Il mondo è bello perchè è vario si diceva e si dice; senza cultura, conoscenza e coscienza, come anche tu sostieni, diventerà sempre più, solo avariato.

"Eppur si muove" e, come vedi dalle corse di questi giorni, questo credo fortunatamente resta valido per alimentare la fede della speranza.

Buona serata

Sergio Capraro
 
Il debito non è l’esatto opposto del credito, ma la sua naturale ed ineliminabile controparte.
Non esiste un credito mio se non c’è un debito di qualcuno nei miei confronti, quindi "impostare un’economia sul credito" ed "impostare un’economia sul debito" sono esattamente la stessa cosa.
Inoltre debito e credito non hanno nemmeno bisogno del denaro per esistere...

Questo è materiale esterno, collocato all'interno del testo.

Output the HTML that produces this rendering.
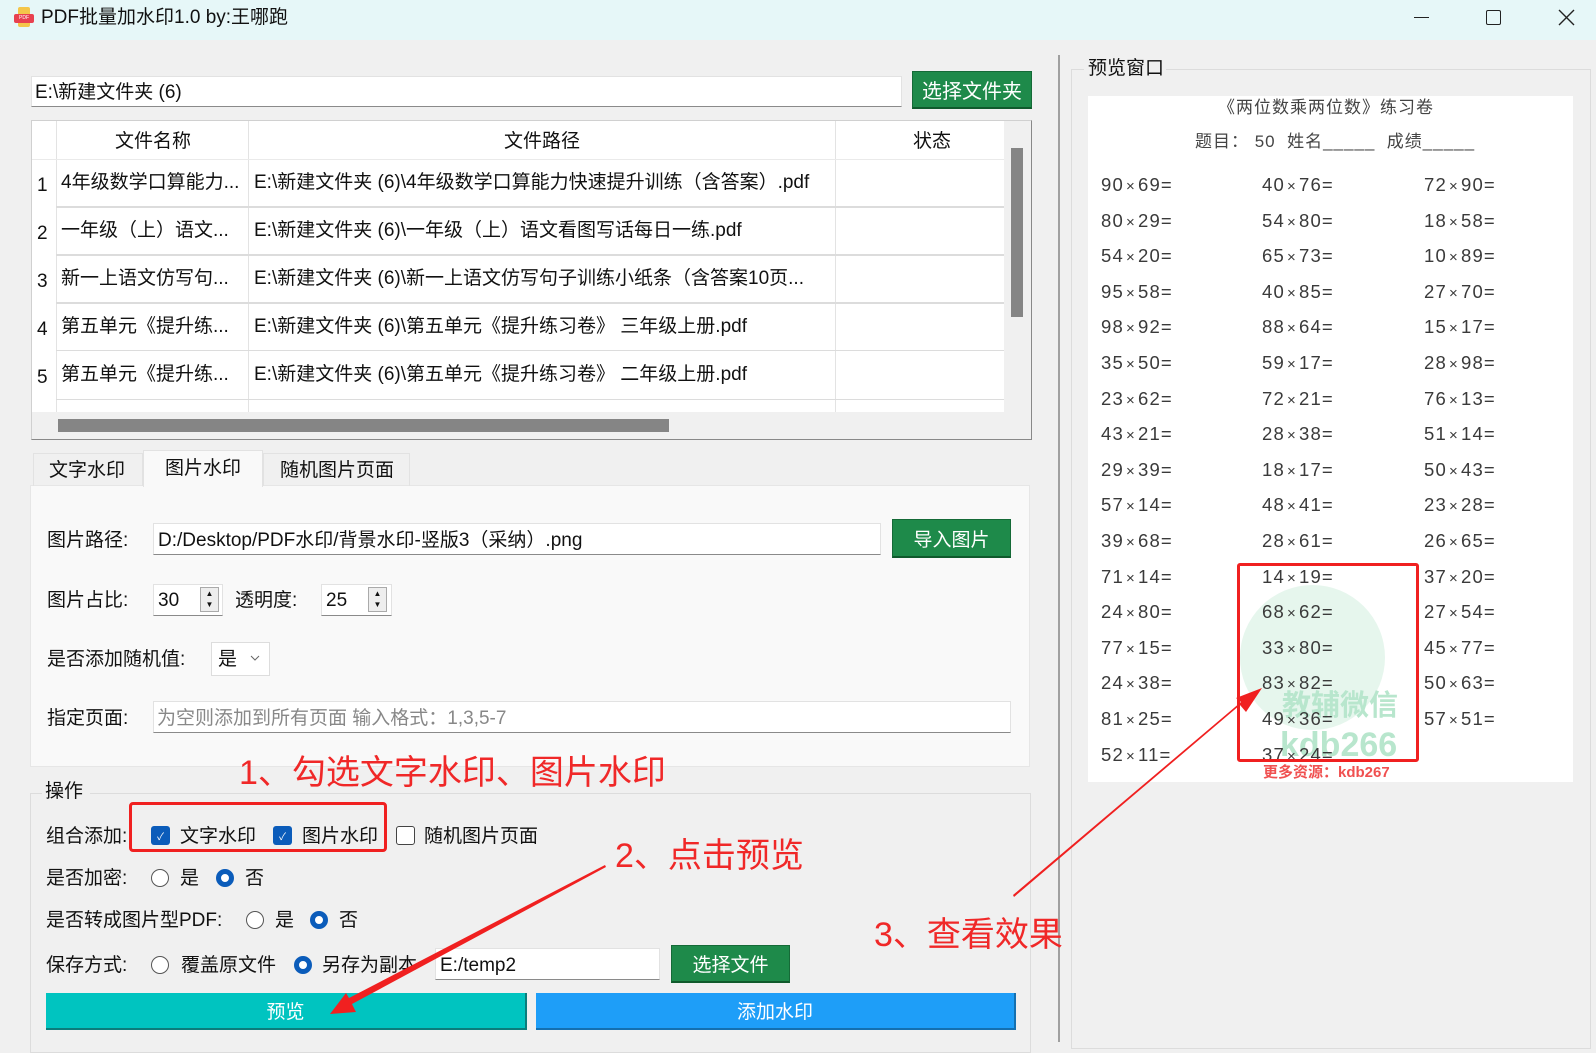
<!DOCTYPE html>
<html><head><meta charset="utf-8"><style>
*{box-sizing:border-box;margin:0;padding:0}
body{width:1596px;height:1042px;background:#f0f0f0;position:relative;overflow:hidden;font-family:"Liberation Sans","Noto Sans CJK SC",sans-serif;color:#111;font-size:19px}
.a{position:absolute}
.t{position:absolute;white-space:nowrap;line-height:1}
.inp{position:absolute;background:#fff;border:1px solid #e2e2e2;border-bottom:1px solid #8a8a8a}
.btn{position:absolute;background:#1e8a4a;color:#fff;border:1px solid #156a37;border-bottom:2px solid #0f5a2c;display:flex;align-items:center;justify-content:center;font-size:19px}
.cell{position:absolute;white-space:nowrap;line-height:1;font-size:19px}
.hl{position:absolute;height:2px;background:#dcdcdc}
.vl{position:absolute;width:1px;background:#e3e3e3}
.num{position:absolute;font-size:18.5px;color:#3a3a3a;line-height:1;white-space:nowrap;font-family:"Liberation Sans","DejaVu Sans",sans-serif;letter-spacing:1.2px}
.num i{font-style:normal;font-size:15px;margin:0 2px}
.rad{position:absolute;width:18px;height:18px;border:1.5px solid #555;border-radius:50%;background:#fff}
.rad.on{border:5px solid #0b5cba;background:#fff}
.chk{position:absolute;width:19px;height:19px;border-radius:3px;background:#0b5cba;color:#fff;font-size:10px;display:flex;align-items:center;justify-content:center}
.red{color:#f02828;font-size:34px;position:absolute;white-space:nowrap;line-height:1}
</style></head><body>
<div class="a" style="left:0;top:0;width:1596px;height:40px;background:#e6f7f8"></div>
<div class="a" style="left:14px;top:7px;width:20px;height:20px">
<div class="a" style="left:4px;top:0;width:12px;height:20px;background:#f4c64a;border-radius:2px"></div>
<div class="a" style="left:0;top:7px;width:20px;height:9px;background:#e8414f;border-radius:2px;font-size:5px;color:#fff;text-align:center;line-height:9px">PDF</div>
</div>
<div class="t" style="left:41px;top:8px;font-size:19px">PDF批量加水印1.0 by:王哪跑</div>
<div class="a" style="left:1414px;top:17px;width:15px;height:1px;background:#222"></div>
<div class="a" style="left:1486px;top:10px;width:15px;height:15px;border:1.5px solid #222;border-radius:2px"></div>
<svg class="a" style="left:1558px;top:9px" width="17" height="17"><path d="M1 1L16 16M16 1L1 16" stroke="#222" stroke-width="1.4"/></svg>

<div class="inp" style="left:31px;top:76px;width:871px;height:31px"></div>
<div class="t" style="left:35px;top:83px">E:\新建文件夹 (6)</div>
<div class="btn" style="left:912px;top:71px;width:120px;height:38px;font-size:20px">选择文件夹</div>

<div class="a" style="left:31px;top:120px;width:1001px;height:320px;background:#f0f0f0;border:1px solid #d0d0d0;border-right:1px solid #888;border-bottom:1px solid #888"></div>
<div class="a" style="left:32px;top:121px;width:972px;height:291px;background:#fff"></div>
<div class="a" style="left:1011px;top:148px;width:12px;height:169px;background:#858585"></div>
<div class="a" style="left:58px;top:419px;width:611px;height:13px;background:#858585"></div>
<div class="vl" style="left:56px;top:121px;height:291px"></div>
<div class="vl" style="left:248px;top:121px;height:291px"></div>
<div class="vl" style="left:835px;top:121px;height:291px"></div>
<div class="hl" style="left:32px;top:159px;width:972px;height:1px;background:#eaeaea"></div>
<div class="hl" style="left:56px;top:206px;width:948px"></div>
<div class="hl" style="left:56px;top:254px;width:948px"></div>
<div class="hl" style="left:56px;top:302px;width:948px"></div>
<div class="hl" style="left:56px;top:350px;width:948px;height:1px"></div>
<div class="hl" style="left:56px;top:399px;width:948px;height:1px"></div>
<div class="cell" style="left:115px;top:132px">文件名称</div>
<div class="cell" style="left:504px;top:132px">文件路径</div>
<div class="cell" style="left:913px;top:132px">状态</div>
<div class="cell" style="left:37px;top:176px">1</div>
<div class="cell" style="left:61px;top:173px">4年级数学口算能力...</div>
<div class="cell" style="left:254px;top:173px">E:\新建文件夹 (6)\4年级数学口算能力快速提升训练（含答案）.pdf</div>
<div class="cell" style="left:37px;top:224px">2</div>
<div class="cell" style="left:61px;top:221px">一年级（上）语文...</div>
<div class="cell" style="left:254px;top:221px">E:\新建文件夹 (6)\一年级（上）语文看图写话每日一练.pdf</div>
<div class="cell" style="left:37px;top:272px">3</div>
<div class="cell" style="left:61px;top:269px">新一上语文仿写句...</div>
<div class="cell" style="left:254px;top:269px">E:\新建文件夹 (6)\新一上语文仿写句子训练小纸条（含答案10页...</div>
<div class="cell" style="left:37px;top:320px">4</div>
<div class="cell" style="left:61px;top:317px">第五单元《提升练...</div>
<div class="cell" style="left:254px;top:317px">E:\新建文件夹 (6)\第五单元《提升练习卷》 三年级上册.pdf</div>
<div class="cell" style="left:37px;top:368px">5</div>
<div class="cell" style="left:61px;top:365px">第五单元《提升练...</div>
<div class="cell" style="left:254px;top:365px">E:\新建文件夹 (6)\第五单元《提升练习卷》 二年级上册.pdf</div>

<div class="a" style="left:30px;top:485px;width:1000px;height:282px;background:#f9f9f9;border:1px solid #e6e6e6"></div>
<div class="a" style="left:33px;top:453px;width:110px;height:33px;border:1px solid #e2e2e2;border-bottom:none"></div>
<div class="a" style="left:143px;top:450px;width:120px;height:37px;background:#f9f9f9;border:1px solid #e2e2e2;border-bottom:none"></div>
<div class="a" style="left:263px;top:453px;width:147px;height:33px;border:1px solid #e2e2e2;border-bottom:none"></div>
<div class="t" style="left:49px;top:461px">文字水印</div>
<div class="t" style="left:165px;top:459px">图片水印</div>
<div class="t" style="left:280px;top:461px">随机图片页面</div>

<div class="t" style="left:47px;top:531px">图片路径:</div>
<div class="inp" style="left:153px;top:523px;width:728px;height:32px"></div>
<div class="t" style="left:158px;top:531px">D:/Desktop/PDF水印/背景水印-竖版3（采纳）.png</div>
<div class="btn" style="left:892px;top:519px;width:119px;height:39px">导入图片</div>

<div class="t" style="left:47px;top:591px">图片占比:</div>
<div class="inp" style="left:153px;top:584px;width:70px;height:32px"></div>
<div class="t" style="left:158px;top:591px">30</div>
<div class="a" style="left:200px;top:587px;width:19px;height:25px;border:1px solid #aaa;background:#eee;font-size:8px;line-height:11px;text-align:center">▲<br>▼</div>
<div class="t" style="left:235px;top:591px">透明度:</div>
<div class="inp" style="left:321px;top:584px;width:71px;height:32px"></div>
<div class="t" style="left:326px;top:591px">25</div>
<div class="a" style="left:368px;top:587px;width:19px;height:25px;border:1px solid #aaa;background:#eee;font-size:8px;line-height:11px;text-align:center">▲<br>▼</div>

<div class="t" style="left:47px;top:650px">是否添加随机值:</div>
<div class="a" style="left:211px;top:642px;width:59px;height:34px;background:#fff;border:1px solid #ddd"></div>
<div class="t" style="left:218px;top:650px">是</div>
<svg class="a" style="left:250px;top:655px" width="10" height="7"><path d="M1 1L5 5L9 1" stroke="#666" fill="none"/></svg>

<div class="t" style="left:47px;top:709px">指定页面:</div>
<div class="inp" style="left:153px;top:701px;width:858px;height:32px"></div>
<div class="t" style="left:157px;top:709px;color:#888">为空则添加到所有页面 输入格式：1,3,5-7</div>

<div class="a" style="left:30px;top:793px;width:1001px;height:260px;border:1px solid #dcdcdc"></div>
<div class="a" style="left:42px;top:780px;width:48px;height:24px;background:#f0f0f0"></div>
<div class="t" style="left:45px;top:782px">操作</div>

<div class="t" style="left:46px;top:827px">组合添加:</div>
<div class="chk" style="left:151px;top:826px">✓</div>
<div class="t" style="left:180px;top:827px">文字水印</div>
<div class="chk" style="left:273px;top:826px">✓</div>
<div class="t" style="left:302px;top:827px">图片水印</div>
<div class="a" style="left:396px;top:826px;width:19px;height:19px;border:1.5px solid #444;border-radius:3px;background:#fff"></div>
<div class="t" style="left:424px;top:827px">随机图片页面</div>
<div class="a" style="left:129px;top:802px;width:258px;height:50px;border:3px solid #f02020;border-radius:4px"></div>

<div class="t" style="left:46px;top:869px">是否加密:</div>
<div class="rad" style="left:151px;top:869px"></div><div class="t" style="left:180px;top:869px">是</div>
<div class="rad on" style="left:216px;top:869px"></div><div class="t" style="left:245px;top:869px">否</div>

<div class="t" style="left:46px;top:911px">是否转成图片型PDF:</div>
<div class="rad" style="left:246px;top:911px"></div><div class="t" style="left:275px;top:911px">是</div>
<div class="rad on" style="left:310px;top:911px"></div><div class="t" style="left:339px;top:911px">否</div>

<div class="t" style="left:46px;top:956px">保存方式:</div>
<div class="rad" style="left:151px;top:956px"></div><div class="t" style="left:181px;top:956px">覆盖原文件</div>
<div class="rad on" style="left:294px;top:956px"></div><div class="t" style="left:322px;top:956px">另存为副本</div>
<div class="inp" style="left:435px;top:948px;width:225px;height:32px"></div>
<div class="t" style="left:440px;top:956px">E:/temp2</div>
<div class="btn" style="left:671px;top:945px;width:119px;height:38px">选择文件</div>

<div class="a" style="left:46px;top:993px;width:481px;height:37px;background:#00c4c0;border-bottom:2px solid #0b7d7b;border-right:2px solid #0b7d7b;color:#fff;display:flex;align-items:center;justify-content:center">预览</div>
<div class="a" style="left:536px;top:993px;width:480px;height:37px;background:#1e9ef8;border-bottom:2px solid #1470b0;border-right:2px solid #1470b0;color:#fff;display:flex;align-items:center;justify-content:center">添加水印</div>

<div class="a" style="left:1058px;top:55px;width:2px;height:987px;background:#a0a0a0"></div>

<div class="a" style="left:1071px;top:69px;width:520px;height:980px;border:1px solid #dcdcdc"></div>
<div class="a" style="left:1084px;top:56px;width:82px;height:26px;background:#f0f0f0"></div>
<div class="t" style="left:1088px;top:59px">预览窗口</div>
<div class="a" style="left:1088px;top:96px;width:485px;height:686px;background:#fff"></div>
<div class="t" style="left:1218px;top:99px;font-size:17px;color:#444;letter-spacing:1px">《两位数乘两位数》练习卷</div>
<div class="t" style="left:1195px;top:133px;font-size:17px;color:#444;letter-spacing:1px">题目：&nbsp;50&nbsp;&nbsp;姓名_____&nbsp;&nbsp;成绩_____</div>
<div class="a" style="left:1240px;top:585px;width:145px;height:145px;border-radius:50%;background:rgba(200,235,215,0.45)"></div>
<div class="t" style="left:1282px;top:692px;font-size:29px;color:#b8e6cd;font-weight:bold">教辅微信</div>
<div class="t" style="left:1280px;top:728px;font-size:34px;color:#b8e6cd;font-weight:bold">kdb266</div>
<div class="t" style="left:1263px;top:765px;font-size:15px;color:#f05050;font-weight:bold">更多资源：kdb267</div>
<div id="nums"></div>
<div class="a" style="left:1237px;top:563px;width:182px;height:199px;border:3px solid #f02020;border-radius:3px"></div>

<div class="red" style="left:239px;top:756px">1、勾选文字水印、图片水印</div>
<div class="red" style="left:615px;top:839px">2、点击预览</div>
<div class="red" style="left:874px;top:918px">3、查看效果</div>
<svg class="a" style="left:0;top:0" width="1596" height="1042">
<polygon points="605,865 606,867 352,1004 356,1012 330,1014 346,993 349,998" fill="#f02020"/>
<polygon points="1013,895 1014,897 1240,705 1246,712 1262,688 1236,698 1241,702" fill="#f02020"/>
</svg>
<script>
var d=[["90×69","40×76","72×90"],["80×29","54×80","18×58"],["54×20","65×73","10×89"],["95×58","40×85","27×70"],["98×92","88×64","15×17"],["35×50","59×17","28×98"],["23×62","72×21","76×13"],["43×21","28×38","51×14"],["29×39","18×17","50×43"],["57×14","48×41","23×28"],["39×68","28×61","26×65"],["71×14","14×19","37×20"],["24×80","68×62","27×54"],["77×15","33×80","45×77"],["24×38","83×82","50×63"],["81×25","49×36","57×51"],["52×11","37×24",""]];
var x=[1101,1262,1424],h="";
d.forEach(function(r,i){r.forEach(function(s,j){if(s){var p=s.split("×");h+='<div class="num" style="left:'+x[j]+'px;top:'+(176+35.6*i).toFixed(0)+'px">'+p[0]+'<i>×</i>'+p[1]+'=</div>';}});});
document.getElementById("nums").innerHTML=h;
</script>
</body></html>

Poi mi pare un’aperta ed evidente contraddizione dichiarare di voler abbandonare la religione della crescita facendo crescere la base monetaria.
 
Mi riferisco tra l’altro, al "signoraggio", quindi nessuna relazione con quanto hai interpretato.

Grazie

Sergio Capraro
 
E le scie chimiche le lasci da parte invece? ;-)
Finora tutti quelli che ho sentito parlare di signoraggio non avevano nemmeno compreso cosa fosse una banconota.
Il signoraggio in Italia vale 15’600 Euro all’anno in tutto. Più o meno quello che ci costa ogni mese un solo parlamentare. E’ un problema prioritario?
Qui qualcuno ne parla con cognizione di causa:
http://signoraggioinformazionecorretta.blogspot.com/2010/03/quanto-ammontano-e-chi-vanno-gli-utili.html

e

http://it.wikipedia.org/wiki/Signoraggio#Teorie_del_complotto_sul_signoraggio
 
Alle scie chimiche non ci credo ma al potere dato dalla virtualità di una moneta che è sempre più il risultato di click e registrazioni digitali ci credo eccome.

La ragione è molto semplice e sta nel diverso rapporto di forza esistente tra chi può cliccare e chi no.

Grazie comunque per le segnalazioni che ho letto.